▶ [Your task]: Compile every line that includes the word "this".

┌──

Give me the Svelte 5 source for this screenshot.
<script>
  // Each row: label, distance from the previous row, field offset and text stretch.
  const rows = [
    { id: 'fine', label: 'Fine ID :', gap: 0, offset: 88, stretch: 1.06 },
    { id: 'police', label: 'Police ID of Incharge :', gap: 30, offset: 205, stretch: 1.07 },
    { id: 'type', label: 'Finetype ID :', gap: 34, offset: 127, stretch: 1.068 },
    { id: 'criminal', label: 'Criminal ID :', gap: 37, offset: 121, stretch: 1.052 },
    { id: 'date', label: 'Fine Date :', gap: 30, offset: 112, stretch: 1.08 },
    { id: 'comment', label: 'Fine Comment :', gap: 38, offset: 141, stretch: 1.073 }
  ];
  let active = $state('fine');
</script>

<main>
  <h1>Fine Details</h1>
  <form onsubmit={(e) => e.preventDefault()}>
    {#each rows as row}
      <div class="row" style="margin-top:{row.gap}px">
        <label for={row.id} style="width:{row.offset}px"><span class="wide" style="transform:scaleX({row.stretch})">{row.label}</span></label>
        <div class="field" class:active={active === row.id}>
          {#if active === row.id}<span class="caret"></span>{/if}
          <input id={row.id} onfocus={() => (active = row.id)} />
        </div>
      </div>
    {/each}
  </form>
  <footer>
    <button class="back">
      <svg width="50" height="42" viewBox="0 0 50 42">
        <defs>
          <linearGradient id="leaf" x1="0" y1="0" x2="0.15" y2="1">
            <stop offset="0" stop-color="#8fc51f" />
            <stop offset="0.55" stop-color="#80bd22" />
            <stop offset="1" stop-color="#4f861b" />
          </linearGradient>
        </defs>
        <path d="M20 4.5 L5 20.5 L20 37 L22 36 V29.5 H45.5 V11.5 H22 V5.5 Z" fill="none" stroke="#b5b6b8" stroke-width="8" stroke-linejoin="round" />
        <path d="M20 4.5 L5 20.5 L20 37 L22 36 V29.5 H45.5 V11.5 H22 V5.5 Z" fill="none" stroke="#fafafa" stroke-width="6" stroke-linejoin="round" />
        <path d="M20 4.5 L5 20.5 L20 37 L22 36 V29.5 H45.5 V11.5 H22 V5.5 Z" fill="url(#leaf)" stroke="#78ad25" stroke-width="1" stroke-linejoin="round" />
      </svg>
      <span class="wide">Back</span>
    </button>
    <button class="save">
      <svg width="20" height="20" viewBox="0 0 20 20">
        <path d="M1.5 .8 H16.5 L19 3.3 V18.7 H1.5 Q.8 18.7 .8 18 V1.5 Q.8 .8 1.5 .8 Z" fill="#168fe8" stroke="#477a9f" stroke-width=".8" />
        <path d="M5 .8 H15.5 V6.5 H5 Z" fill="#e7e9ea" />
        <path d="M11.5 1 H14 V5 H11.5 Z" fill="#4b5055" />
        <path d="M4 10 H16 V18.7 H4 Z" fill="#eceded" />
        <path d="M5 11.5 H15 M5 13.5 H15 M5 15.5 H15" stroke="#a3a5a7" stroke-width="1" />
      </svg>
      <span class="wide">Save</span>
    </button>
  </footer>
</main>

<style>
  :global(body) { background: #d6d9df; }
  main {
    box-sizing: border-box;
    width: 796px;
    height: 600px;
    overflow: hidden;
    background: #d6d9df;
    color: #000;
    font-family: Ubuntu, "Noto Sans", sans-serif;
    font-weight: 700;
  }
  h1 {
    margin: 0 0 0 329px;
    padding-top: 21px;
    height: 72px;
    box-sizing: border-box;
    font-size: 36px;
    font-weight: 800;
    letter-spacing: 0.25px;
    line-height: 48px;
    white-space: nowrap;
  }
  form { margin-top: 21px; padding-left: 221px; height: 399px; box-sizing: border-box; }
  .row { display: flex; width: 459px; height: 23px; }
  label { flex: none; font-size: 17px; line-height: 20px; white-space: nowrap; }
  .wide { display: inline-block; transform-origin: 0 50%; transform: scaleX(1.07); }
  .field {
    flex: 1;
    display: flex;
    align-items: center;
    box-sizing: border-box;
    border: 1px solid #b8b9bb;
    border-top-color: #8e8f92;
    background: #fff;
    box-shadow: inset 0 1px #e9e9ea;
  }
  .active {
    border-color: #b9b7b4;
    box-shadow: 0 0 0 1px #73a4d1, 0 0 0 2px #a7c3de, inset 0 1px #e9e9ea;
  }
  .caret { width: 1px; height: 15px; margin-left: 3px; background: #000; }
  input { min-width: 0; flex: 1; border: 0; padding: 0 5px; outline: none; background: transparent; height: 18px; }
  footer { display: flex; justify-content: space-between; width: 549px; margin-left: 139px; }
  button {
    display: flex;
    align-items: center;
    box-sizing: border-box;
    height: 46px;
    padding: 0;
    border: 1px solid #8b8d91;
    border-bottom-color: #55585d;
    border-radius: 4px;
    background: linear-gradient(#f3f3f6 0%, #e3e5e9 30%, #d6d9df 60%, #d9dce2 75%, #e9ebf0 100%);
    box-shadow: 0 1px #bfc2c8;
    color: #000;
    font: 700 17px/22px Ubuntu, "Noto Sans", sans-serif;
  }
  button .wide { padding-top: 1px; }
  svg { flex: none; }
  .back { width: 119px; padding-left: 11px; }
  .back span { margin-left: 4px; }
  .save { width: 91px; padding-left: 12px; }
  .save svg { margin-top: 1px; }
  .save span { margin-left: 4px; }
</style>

└──
┌──

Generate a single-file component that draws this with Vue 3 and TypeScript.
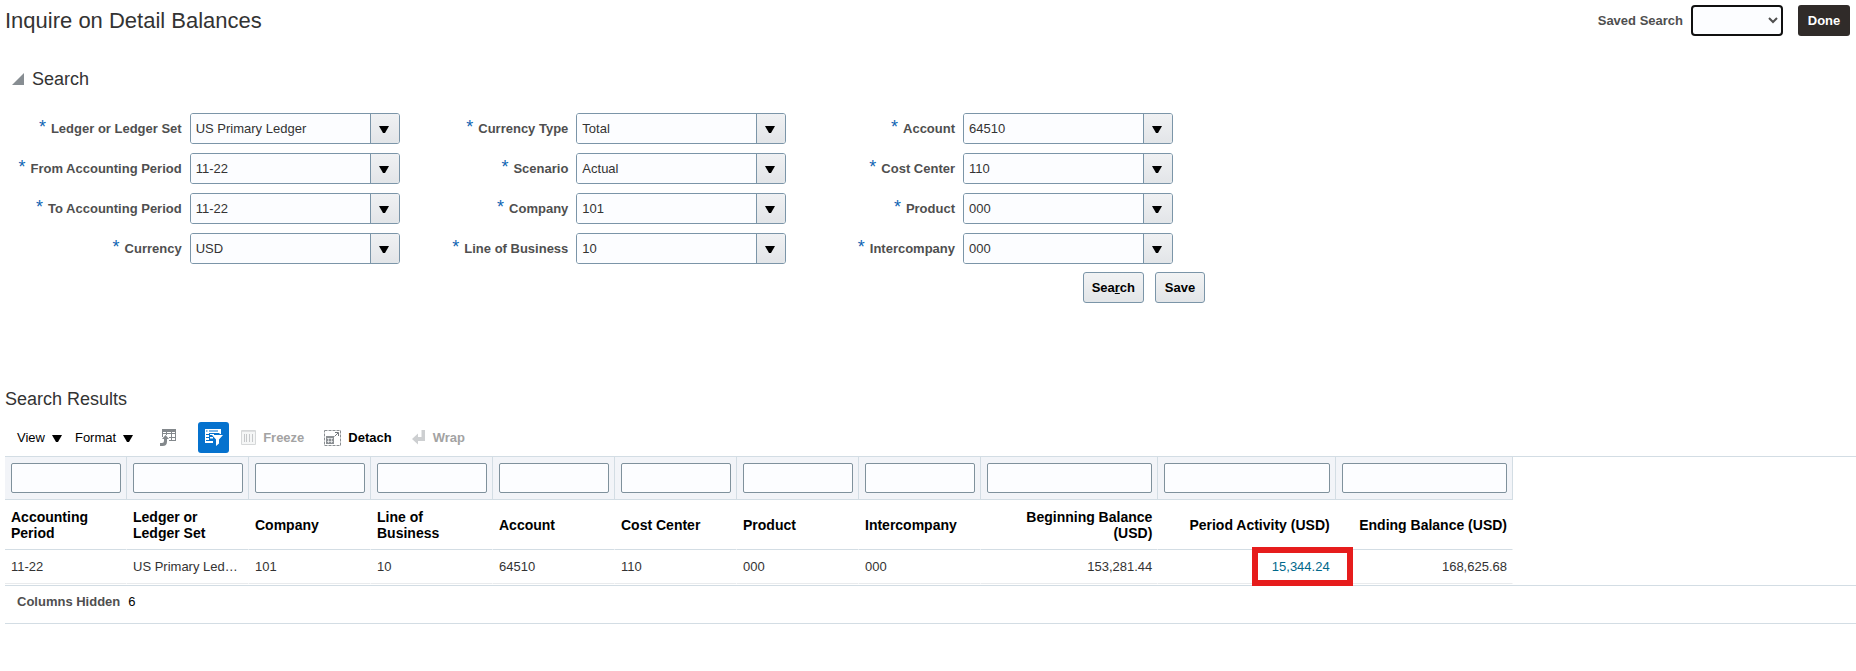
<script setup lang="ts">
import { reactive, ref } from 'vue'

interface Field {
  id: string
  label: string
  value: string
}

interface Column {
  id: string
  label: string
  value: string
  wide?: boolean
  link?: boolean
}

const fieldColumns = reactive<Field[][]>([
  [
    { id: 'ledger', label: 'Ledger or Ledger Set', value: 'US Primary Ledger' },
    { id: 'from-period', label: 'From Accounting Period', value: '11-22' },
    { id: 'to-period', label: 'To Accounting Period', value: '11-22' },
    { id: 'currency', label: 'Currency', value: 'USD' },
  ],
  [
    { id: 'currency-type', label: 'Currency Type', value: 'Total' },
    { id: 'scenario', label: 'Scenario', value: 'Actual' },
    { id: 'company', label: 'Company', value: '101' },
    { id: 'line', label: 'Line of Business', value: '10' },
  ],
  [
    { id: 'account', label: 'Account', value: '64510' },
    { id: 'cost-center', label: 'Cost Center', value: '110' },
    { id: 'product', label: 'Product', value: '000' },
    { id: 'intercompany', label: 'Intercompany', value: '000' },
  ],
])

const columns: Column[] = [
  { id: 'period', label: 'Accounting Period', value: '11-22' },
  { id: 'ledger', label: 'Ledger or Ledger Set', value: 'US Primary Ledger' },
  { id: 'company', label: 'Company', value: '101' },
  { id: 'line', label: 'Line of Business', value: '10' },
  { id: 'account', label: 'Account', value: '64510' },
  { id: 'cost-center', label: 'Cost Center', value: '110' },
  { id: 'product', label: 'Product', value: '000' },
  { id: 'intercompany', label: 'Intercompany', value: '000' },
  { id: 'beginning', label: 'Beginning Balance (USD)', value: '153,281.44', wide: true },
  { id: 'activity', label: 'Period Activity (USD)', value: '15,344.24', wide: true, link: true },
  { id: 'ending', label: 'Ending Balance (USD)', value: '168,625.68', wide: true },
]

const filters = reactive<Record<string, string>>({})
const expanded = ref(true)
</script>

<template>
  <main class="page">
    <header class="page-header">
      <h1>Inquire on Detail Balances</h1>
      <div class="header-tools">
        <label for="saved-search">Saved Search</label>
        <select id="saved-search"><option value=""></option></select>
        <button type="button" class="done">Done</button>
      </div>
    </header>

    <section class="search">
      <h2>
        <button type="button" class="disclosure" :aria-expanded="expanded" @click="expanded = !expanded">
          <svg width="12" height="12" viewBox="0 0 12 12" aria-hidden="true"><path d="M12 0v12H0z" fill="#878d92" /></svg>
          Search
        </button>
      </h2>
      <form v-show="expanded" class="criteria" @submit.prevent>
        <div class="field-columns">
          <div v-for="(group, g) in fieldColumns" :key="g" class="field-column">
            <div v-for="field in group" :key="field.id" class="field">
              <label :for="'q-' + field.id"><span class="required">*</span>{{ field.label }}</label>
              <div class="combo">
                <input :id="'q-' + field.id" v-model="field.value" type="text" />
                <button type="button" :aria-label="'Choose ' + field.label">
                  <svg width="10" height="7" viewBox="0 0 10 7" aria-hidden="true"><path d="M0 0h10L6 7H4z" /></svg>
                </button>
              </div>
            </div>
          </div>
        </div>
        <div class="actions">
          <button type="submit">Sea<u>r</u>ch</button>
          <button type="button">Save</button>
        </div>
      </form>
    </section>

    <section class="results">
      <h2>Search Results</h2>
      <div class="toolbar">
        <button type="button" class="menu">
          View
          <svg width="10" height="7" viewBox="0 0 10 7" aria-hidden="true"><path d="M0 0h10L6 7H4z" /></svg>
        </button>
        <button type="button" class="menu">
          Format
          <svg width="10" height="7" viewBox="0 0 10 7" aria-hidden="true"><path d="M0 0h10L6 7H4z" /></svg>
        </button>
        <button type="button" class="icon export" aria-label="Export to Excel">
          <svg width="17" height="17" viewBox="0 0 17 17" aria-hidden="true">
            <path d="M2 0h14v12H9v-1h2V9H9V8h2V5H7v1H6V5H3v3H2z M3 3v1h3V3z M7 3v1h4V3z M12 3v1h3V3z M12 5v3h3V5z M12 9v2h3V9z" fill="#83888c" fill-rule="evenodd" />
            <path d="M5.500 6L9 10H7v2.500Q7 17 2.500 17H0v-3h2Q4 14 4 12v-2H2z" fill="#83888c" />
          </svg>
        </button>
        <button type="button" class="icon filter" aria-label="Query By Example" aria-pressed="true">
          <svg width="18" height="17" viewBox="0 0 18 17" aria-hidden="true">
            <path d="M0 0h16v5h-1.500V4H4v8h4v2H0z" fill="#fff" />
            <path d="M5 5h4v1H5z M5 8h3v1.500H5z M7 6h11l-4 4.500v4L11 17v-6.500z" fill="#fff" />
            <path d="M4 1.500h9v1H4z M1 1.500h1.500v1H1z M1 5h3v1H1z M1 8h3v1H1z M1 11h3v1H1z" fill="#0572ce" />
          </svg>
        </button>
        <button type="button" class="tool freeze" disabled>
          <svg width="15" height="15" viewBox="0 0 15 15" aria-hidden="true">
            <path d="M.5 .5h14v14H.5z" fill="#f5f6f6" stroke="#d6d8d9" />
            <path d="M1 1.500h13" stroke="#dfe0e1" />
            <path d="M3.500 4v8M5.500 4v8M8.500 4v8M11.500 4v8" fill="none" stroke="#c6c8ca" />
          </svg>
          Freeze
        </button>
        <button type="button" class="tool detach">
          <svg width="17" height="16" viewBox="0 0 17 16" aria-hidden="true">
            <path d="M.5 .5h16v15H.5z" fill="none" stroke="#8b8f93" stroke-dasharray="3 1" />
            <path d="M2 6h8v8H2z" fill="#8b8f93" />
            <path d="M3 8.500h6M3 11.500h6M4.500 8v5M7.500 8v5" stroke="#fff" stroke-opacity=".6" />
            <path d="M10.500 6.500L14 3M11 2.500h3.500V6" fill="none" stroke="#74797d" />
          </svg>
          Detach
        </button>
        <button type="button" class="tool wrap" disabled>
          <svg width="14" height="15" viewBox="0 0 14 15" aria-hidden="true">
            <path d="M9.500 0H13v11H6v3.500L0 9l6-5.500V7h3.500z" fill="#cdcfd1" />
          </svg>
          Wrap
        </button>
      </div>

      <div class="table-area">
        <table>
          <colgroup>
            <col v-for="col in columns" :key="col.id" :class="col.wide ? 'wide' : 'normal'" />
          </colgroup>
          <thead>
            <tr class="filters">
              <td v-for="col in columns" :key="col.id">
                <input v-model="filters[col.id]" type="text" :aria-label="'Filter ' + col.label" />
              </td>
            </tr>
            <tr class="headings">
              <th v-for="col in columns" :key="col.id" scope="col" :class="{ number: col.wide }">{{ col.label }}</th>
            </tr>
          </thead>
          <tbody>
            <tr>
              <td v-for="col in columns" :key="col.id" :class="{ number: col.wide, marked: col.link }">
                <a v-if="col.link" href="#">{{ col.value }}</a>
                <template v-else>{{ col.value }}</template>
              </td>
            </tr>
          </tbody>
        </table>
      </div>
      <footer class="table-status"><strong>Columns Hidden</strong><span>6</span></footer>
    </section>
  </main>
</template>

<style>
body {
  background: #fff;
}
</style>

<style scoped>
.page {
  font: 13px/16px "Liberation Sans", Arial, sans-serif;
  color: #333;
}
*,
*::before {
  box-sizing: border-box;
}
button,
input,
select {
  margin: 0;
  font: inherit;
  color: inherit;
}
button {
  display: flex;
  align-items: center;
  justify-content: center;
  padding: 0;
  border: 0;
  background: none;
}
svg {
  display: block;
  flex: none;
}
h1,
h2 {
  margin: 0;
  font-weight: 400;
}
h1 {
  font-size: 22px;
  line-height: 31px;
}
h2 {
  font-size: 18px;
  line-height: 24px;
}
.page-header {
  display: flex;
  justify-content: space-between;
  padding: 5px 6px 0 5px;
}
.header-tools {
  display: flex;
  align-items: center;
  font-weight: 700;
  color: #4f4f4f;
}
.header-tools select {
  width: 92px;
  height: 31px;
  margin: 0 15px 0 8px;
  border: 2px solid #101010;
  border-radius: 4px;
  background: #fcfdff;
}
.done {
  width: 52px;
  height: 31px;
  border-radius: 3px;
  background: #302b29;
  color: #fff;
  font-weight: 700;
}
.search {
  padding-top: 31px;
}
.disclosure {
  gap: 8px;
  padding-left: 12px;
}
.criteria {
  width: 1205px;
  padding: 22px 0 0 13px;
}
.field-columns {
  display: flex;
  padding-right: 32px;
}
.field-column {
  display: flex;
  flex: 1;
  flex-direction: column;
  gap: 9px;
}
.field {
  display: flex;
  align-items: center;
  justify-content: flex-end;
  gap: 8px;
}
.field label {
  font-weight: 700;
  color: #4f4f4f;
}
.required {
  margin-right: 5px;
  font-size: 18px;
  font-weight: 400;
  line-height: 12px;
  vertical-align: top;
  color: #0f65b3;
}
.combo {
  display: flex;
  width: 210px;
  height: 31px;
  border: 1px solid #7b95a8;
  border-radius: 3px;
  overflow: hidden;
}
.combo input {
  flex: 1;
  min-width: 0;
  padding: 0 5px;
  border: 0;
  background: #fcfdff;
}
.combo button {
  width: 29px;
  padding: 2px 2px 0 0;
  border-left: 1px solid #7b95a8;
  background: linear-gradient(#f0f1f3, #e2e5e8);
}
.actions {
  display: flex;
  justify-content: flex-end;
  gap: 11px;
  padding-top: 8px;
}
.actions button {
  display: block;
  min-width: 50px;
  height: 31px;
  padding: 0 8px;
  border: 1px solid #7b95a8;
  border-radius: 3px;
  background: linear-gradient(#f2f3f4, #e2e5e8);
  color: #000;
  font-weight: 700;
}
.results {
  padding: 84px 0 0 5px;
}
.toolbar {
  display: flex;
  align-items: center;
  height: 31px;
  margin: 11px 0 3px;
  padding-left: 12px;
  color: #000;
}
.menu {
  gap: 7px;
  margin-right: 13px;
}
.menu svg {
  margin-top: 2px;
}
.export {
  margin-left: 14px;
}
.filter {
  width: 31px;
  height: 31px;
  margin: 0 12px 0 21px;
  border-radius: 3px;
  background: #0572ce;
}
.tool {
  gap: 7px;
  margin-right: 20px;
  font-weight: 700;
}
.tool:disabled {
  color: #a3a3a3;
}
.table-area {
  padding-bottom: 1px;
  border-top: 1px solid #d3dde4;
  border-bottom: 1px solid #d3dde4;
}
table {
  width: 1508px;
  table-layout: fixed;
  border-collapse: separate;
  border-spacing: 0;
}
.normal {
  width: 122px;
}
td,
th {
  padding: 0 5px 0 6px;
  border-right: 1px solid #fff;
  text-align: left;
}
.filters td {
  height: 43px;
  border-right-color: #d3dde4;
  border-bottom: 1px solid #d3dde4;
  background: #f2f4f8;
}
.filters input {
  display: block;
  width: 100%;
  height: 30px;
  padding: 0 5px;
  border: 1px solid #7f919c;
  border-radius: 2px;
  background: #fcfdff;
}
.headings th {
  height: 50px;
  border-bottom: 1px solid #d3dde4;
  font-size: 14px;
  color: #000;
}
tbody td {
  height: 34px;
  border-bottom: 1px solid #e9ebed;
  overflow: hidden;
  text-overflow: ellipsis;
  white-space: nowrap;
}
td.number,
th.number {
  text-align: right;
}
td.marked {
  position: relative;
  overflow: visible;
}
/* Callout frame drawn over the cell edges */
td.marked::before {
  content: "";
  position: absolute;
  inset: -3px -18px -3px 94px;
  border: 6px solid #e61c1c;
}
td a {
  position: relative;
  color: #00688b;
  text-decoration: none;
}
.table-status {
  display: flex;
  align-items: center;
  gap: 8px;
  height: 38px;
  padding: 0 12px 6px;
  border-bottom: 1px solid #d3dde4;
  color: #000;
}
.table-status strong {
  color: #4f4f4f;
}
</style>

└──

▶ [Exercise result]:
Give me the Svelte 5 source for this screenshot.
Generate a single-file component that draws this with Vue 3 and TypeScript.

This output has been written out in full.